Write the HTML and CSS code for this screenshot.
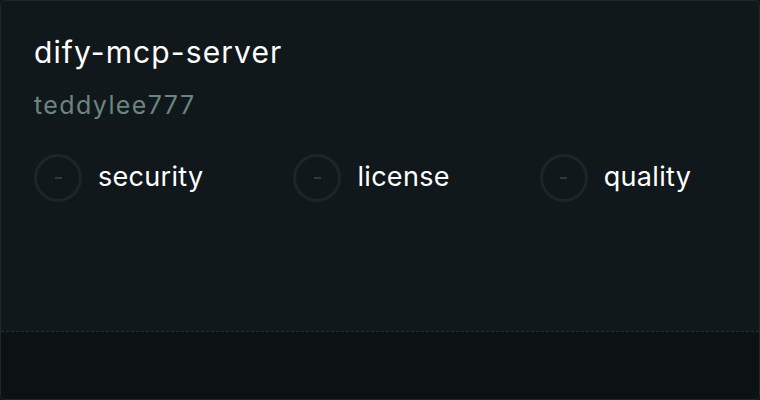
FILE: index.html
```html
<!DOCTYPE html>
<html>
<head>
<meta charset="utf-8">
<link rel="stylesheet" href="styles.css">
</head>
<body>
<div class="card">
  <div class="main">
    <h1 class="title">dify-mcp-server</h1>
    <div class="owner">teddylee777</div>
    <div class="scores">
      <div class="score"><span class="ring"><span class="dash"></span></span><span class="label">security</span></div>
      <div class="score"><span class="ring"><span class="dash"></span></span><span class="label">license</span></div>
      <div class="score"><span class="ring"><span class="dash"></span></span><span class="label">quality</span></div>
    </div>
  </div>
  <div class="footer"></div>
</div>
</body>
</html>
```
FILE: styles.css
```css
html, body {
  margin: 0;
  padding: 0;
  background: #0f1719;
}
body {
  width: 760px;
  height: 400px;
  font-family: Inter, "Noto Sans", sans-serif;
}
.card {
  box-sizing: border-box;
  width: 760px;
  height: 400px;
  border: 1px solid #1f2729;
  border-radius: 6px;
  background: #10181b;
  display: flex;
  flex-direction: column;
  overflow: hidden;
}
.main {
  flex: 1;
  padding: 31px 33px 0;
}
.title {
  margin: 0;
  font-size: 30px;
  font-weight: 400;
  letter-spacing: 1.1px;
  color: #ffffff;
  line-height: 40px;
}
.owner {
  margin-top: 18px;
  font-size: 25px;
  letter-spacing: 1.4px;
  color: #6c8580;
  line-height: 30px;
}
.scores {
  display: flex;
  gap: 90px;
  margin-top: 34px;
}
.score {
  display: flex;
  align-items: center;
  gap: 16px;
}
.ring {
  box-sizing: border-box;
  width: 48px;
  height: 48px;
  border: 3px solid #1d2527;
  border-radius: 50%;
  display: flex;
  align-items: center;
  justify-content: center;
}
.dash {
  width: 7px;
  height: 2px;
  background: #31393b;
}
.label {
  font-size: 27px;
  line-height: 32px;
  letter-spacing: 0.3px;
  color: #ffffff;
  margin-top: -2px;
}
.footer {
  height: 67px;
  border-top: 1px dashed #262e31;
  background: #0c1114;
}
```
* * * * * * * * *
What to do: Write out the material above again, word for word, minus its pictures.

Finished answer:
Write the HTML and CSS code for this screenshot.
FILE: index.html
```html
<!DOCTYPE html>
<html>
<head>
<meta charset="utf-8">
<link rel="stylesheet" href="styles.css">
</head>
<body>
<div class="card">
  <div class="main">
    <h1 class="title">dify-mcp-server</h1>
    <div class="owner">teddylee777</div>
    <div class="scores">
      <div class="score"><span class="ring"><span class="dash"></span></span><span class="label">security</span></div>
      <div class="score"><span class="ring"><span class="dash"></span></span><span class="label">license</span></div>
      <div class="score"><span class="ring"><span class="dash"></span></span><span class="label">quality</span></div>
    </div>
  </div>
  <div class="footer"></div>
</div>
</body>
</html>
```
FILE: styles.css
```css
html, body {
  margin: 0;
  padding: 0;
  background: #0f1719;
}
body {
  width: 760px;
  height: 400px;
  font-family: Inter, "Noto Sans", sans-serif;
}
.card {
  box-sizing: border-box;
  width: 760px;
  height: 400px;
  border: 1px solid #1f2729;
  border-radius: 6px;
  background: #10181b;
  display: flex;
  flex-direction: column;
  overflow: hidden;
}
.main {
  flex: 1;
  padding: 31px 33px 0;
}
.title {
  margin: 0;
  font-size: 30px;
  font-weight: 400;
  letter-spacing: 1.1px;
  color: #ffffff;
  line-height: 40px;
}
.owner {
  margin-top: 18px;
  font-size: 25px;
  letter-spacing: 1.4px;
  color: #6c8580;
  line-height: 30px;
}
.scores {
  display: flex;
  gap: 90px;
  margin-top: 34px;
}
.score {
  display: flex;
  align-items: center;
  gap: 16px;
}
.ring {
  box-sizing: border-box;
  width: 48px;
  height: 48px;
  border: 3px solid #1d2527;
  border-radius: 50%;
  display: flex;
  align-items: center;
  justify-content: center;
}
.dash {
  width: 7px;
  height: 2px;
  background: #31393b;
}
.label {
  font-size: 27px;
  line-height: 32px;
  letter-spacing: 0.3px;
  color: #ffffff;
  margin-top: -2px;
}
.footer {
  height: 67px;
  border-top: 1px dashed #262e31;
  background: #0c1114;
}
```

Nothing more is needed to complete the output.